O quadro, bem como outros representando a Última Ceia e a Incredulidade de São Tomé chegaram a Lisboa em 1784, acompanhados pelo gravador Gaspar Fróis Machado. Os três quadros foram então expostos juntamente com o primeiro numa sala do convento das carmelitas, gerando uma enorme polémica. O pintor Joaquim Manuel da Rocha escreveria uma crítica aos quadros, por iniciativa de João Rosado Vilalobos, professor de Retórica e teórica das artes, como refere Cirilo Machado. Esta crítica, contendo algum fundo de verdade, reflecte não apenas o desencanto dos artistas nacionais pela concorrência estrangeira, como espelha a teoria e as ideias estéticas do Portugal dos finais de Setecentos.
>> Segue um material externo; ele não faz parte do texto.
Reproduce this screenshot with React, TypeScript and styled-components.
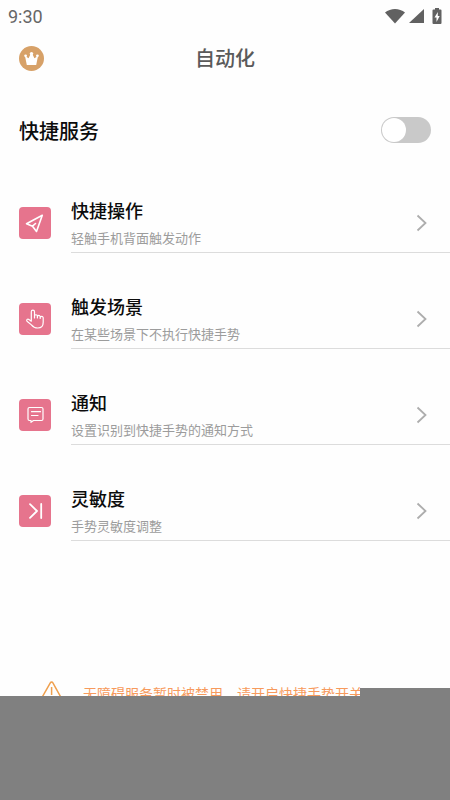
import React, { useState } from 'react';
import styled, { createGlobalStyle } from 'styled-components';

const GlobalStyle = createGlobalStyle`
  * { box-sizing: border-box; }
  body {
    margin: 0;
    background: #fefefe;
    font-family: Roboto, "Noto Sans CJK SC", sans-serif;
    color: #0c0c0c;
  }
  button { font: inherit; color: inherit; border: 0; background: none; padding: 0; cursor: pointer; }
`;

const Page = styled.div`
  display: flex;
  flex-direction: column;
  min-height: 100vh;
`;

const StatusBar = styled.div`
  display: flex;
  align-items: center;
  justify-content: space-between;
  height: 32px;
  padding: 0 8px;
  color: #666;
  font-size: 18px;
`;

const StatusIcons = styled.div`
  display: flex;
  align-items: center;
  gap: 4px;
  svg { display: block; fill: #616161; }
  svg:last-child { margin-left: 4px; }
`;

const Header = styled.header`
  display: grid;
  grid-template-columns: 1fr auto 1fr;
  align-items: center;
  height: 52px;
  padding: 0 19px;
`;

const PageTitle = styled.h1`
  margin: 0;
  padding-top: 2px;
  font-size: 20px;
  line-height: 28px;
  font-weight: 500;
  color: #5a5a5a;
`;

const CrownButton = styled.button`
  justify-self: start;
  width: 25px;
  height: 25px;
  svg { display: block; }
`;

const ServiceRow = styled.label`
  display: flex;
  align-items: center;
  justify-content: space-between;
  height: 73px;
  padding: 19px 19px 0;
  font-size: 20px;
  font-weight: 500;
`;

const Switch = styled.input`
  appearance: none;
  display: flex;
  width: 50px;
  height: 26px;
  margin: 0;
  padding: 1px;
  border-radius: 13px;
  background: #c9c9c9;
  cursor: pointer;
  &::before {
    content: "";
    width: 24px;
    height: 24px;
    border-radius: 50%;
    background: #fff;
  }
  &:checked { justify-content: flex-end; background: #e6748f; }
`;

const List = styled.ul`
  margin: 0;
  padding: 0;
  list-style: none;
`;

const RowButton = styled.button`
  display: flex;
  align-items: center;
  gap: 20px;
  width: 100%;
  padding: 36px 0 0 19px;
  text-align: left;
`;

const IconTile = styled.span`
  flex: none;
  display: flex;
  align-items: center;
  justify-content: center;
  width: 32px;
  height: 32px;
  border-radius: 4px;
  background: #e6748d;
  svg { fill: none; stroke: #fff; stroke-linecap: round; stroke-linejoin: round; }
`;

const RowBody = styled.span`
  flex: 1;
  display: flex;
  align-items: center;
  justify-content: space-between;
  height: 60px;
  padding-right: 22px;
  border-bottom: 1px solid #dcdcdc;
`;

const RowText = styled.span`
  display: flex;
  flex-direction: column;
  gap: 4px;
  padding-top: 3px;
`;

const RowTitle = styled.span`
  font-size: 18px;
  line-height: 26px;
  font-weight: 500;
`;

const RowHint = styled.span`
  font-size: 13px;
  line-height: 20px;
  color: #9c9c9c;
`;

const Notice = styled.div`
  display: flex;
  gap: 21px;
  height: 19px;
  margin-top: 136px;
  padding-left: 41px;
  overflow: hidden;
  color: #f79a5c;
  font-size: 14px;
  line-height: 20px;
  white-space: nowrap;
  svg { flex: none; margin-top: 4px; }
  span { margin-top: 7px; }
`;

const BottomPanel = styled.footer`
  position: relative;
  flex: 1;
  background: #808080;
  &::before {
    content: "";
    position: absolute;
    right: 0;
    bottom: 100%;
    width: 20%;
    height: 8px;
    background: #808080;
  }
`;

const CrownIcon = () => (
  <svg width="25" height="25" viewBox="0 0 25 25" aria-hidden="true">
    <circle cx="12.5" cy="12.5" r="12.5" fill="#d7a168" />
    <g fill="#fff">
      <path d="M6 10 9.600 12.200 11.600 8h1.800l2 4.200L19 10l-1.800 8.900H7.800Z" />
      <circle cx="12.5" cy="7.600" r="1.700" />
      <circle cx="6.600" cy="9.800" r="1.400" />
      <circle cx="18.400" cy="9.800" r="1.400" />
    </g>
  </svg>
);

const PlaneIcon = () => (
  <svg width="20" height="20" viewBox="0 0 20 20" strokeWidth="1.6">
    <path d="M17.300 2.300 1.500 10.700 7.500 13.200 11.500 18.500ZM7.500 13.200 10.500 10.500" />
  </svg>
);

const HandIcon = () => (
  <svg width="20" height="20" viewBox="0 0 20 20" strokeWidth="1.2">
    <path d="M6.3 12.2V2.8a1.6 1.6 0 0 1 3.2 0v5.6M9.5 9V7.2a1.4 1.4 0 0 1 2.9 0V9M12.4 9V7.8a1.4 1.4 0 0 1 2.8 0v1.7M15.2 9.500V8.800a1.500 1.500 0 0 1 3 .1v4.300c0 3.600-2 5.800-5.400 5.800-3.400 0-4.800-1-6.400-3.100L2 12.2c-1-1.4.6-2.8 2-1.7l2.300 1.700" />
  </svg>
);

const MessageIcon = () => (
  <svg width="18" height="18" viewBox="0 0 18 18" strokeWidth="1.2">
    <path d="M3.5 1.500h12A1.5 1.5 0 0 1 17 3v10a1.500 1.500 0 0 1-1.500 1.500H7.500l-2.500 1.800V14.500H3.500A1.500 1.500 0 0 1 2 13V3A1.500 1.500 0 0 1 3.500 1.500ZM5.500 5.700h9M5.500 9.500h6.500" />
  </svg>
);

const SkipIcon = () => (
  <svg width="18" height="18" viewBox="0 0 18 18" strokeWidth="1.800">
    <path d="M4 2.200 11 9l-7 6.800M15.200 2v14" />
  </svg>
);

const ChevronIcon = () => (
  <svg width="13" height="18" viewBox="0 0 13 18" fill="none" stroke="#adadad" strokeWidth="1.800" aria-hidden="true">
    <path d="M2.500 1.500 10.500 9l-8 7.500" />
  </svg>
);

const WarningIcon = () => (
  <svg width="21" height="20" viewBox="0 0 21 20" fill="none" stroke="#efa04e" strokeWidth="1.500" strokeLinejoin="round" aria-hidden="true">
    <path d="M9.300 1.800a1.500 1.500 0 0 1 2.600 0l8 14.500a1.300 1.300 0 0 1-1.200 2H2.300a1.300 1.300 0 0 1-1.200-2ZM10.600 6v8" />
  </svg>
);

const items = [
  { title: '快捷操作', hint: '轻触手机背面触发动作', Icon: PlaneIcon },
  { title: '触发场景', hint: '在某些场景下不执行快捷手势', Icon: HandIcon },
  { title: '通知', hint: '设置识别到快捷手势的通知方式', Icon: MessageIcon },
  { title: '灵敏度', hint: '手势灵敏度调整', Icon: SkipIcon },
];

export default function App() {
  const [enabled, setEnabled] = useState(false);
  return (
    <>
      <GlobalStyle />
      <Page>
        <StatusBar>
          <span>9:30</span>
          <StatusIcons aria-hidden="true">
            <svg width="20" height="16" viewBox="0 0 20 16"><path d="M0 4.500C5.500-.300 14.500-.300 20 4.500L10 15.500Z" /></svg>
            <svg width="15" height="14" viewBox="0 0 15 14"><path d="M15 0v14H0Z" /></svg>
            <svg width="10" height="18" viewBox="4 0 10 18">
              <path d="M7 1h4v1.500h1.500a1 1 0 0 1 1 1V16a1 1 0 0 1-1 1h-7a1 1 0 0 1-1-1V3.500a1 1 0 0 1 1-1H7Z" />
              <path d="M9.800 5 6.500 10.500h2V15l3.200-6h-1.900Z" fill="#fff" />
            </svg>
          </StatusIcons>
        </StatusBar>
        <Header>
          <CrownButton type="button" aria-label="会员"><CrownIcon /></CrownButton>
          <PageTitle>自动化</PageTitle>
        </Header>
        <main>
          <ServiceRow>
            快捷服务
            <Switch type="checkbox" checked={enabled} onChange={e => setEnabled(e.target.checked)} />
          </ServiceRow>
          <List>
            {items.map(({ title, hint, Icon }) => (
              <li key={title}>
                <RowButton type="button">
                  <IconTile aria-hidden="true"><Icon /></IconTile>
                  <RowBody>
                    <RowText>
                      <RowTitle>{title}</RowTitle>
                      <RowHint>{hint}</RowHint>
                    </RowText>
                    <ChevronIcon />
                  </RowBody>
                </RowButton>
              </li>
            ))}
          </List>
          <Notice role="status">
            <WarningIcon />
            <span>无障碍服务暂时被禁用，请开启快捷手势开关</span>
          </Notice>
        </main>
        <BottomPanel />
      </Page>
    </>
  );
}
Uma das novidades que a Basílica da Estrela aportou a nível internacional foi certamente o importante contributo no desenvolvimento da Iconografia do Sagrado Coração de Jesus, nomeadamente para grandes programas iconográficos, - que preencherá capelas e altares, públicos ou privados, ao longo dos séculos seguintes. Sobretudo, o Sagrado Coração é um símbolo do Amor de Cristo e da caridade, amor e caridade que devem ser reparados pelos homens, pelo que, para além do Coração, surja sempre a ele associado a figura da Caridade. Esta manifesta-se em todas as suas obras, particularmente na Instituição da Eucaristia, onde Cristo reforça o mistério da Encarnação…

Estava assim terminado e cumprido o voto da rainha fruto da sua devoção e vontade, que tudo fez para que se pudesse concretizar, quer no plano económico, como no
técnico, no teológico como no estético. A 15 de Novembro de 1789, apenas dez anos após o lançamento da primeira pedra, era finalmente consagrada a Basílica, enquanto as obras das igrejas da capital se arrastavam ainda indefinidamente, e com elas, a conclusão do projecto político de Pombal para a sua cidade iluminada.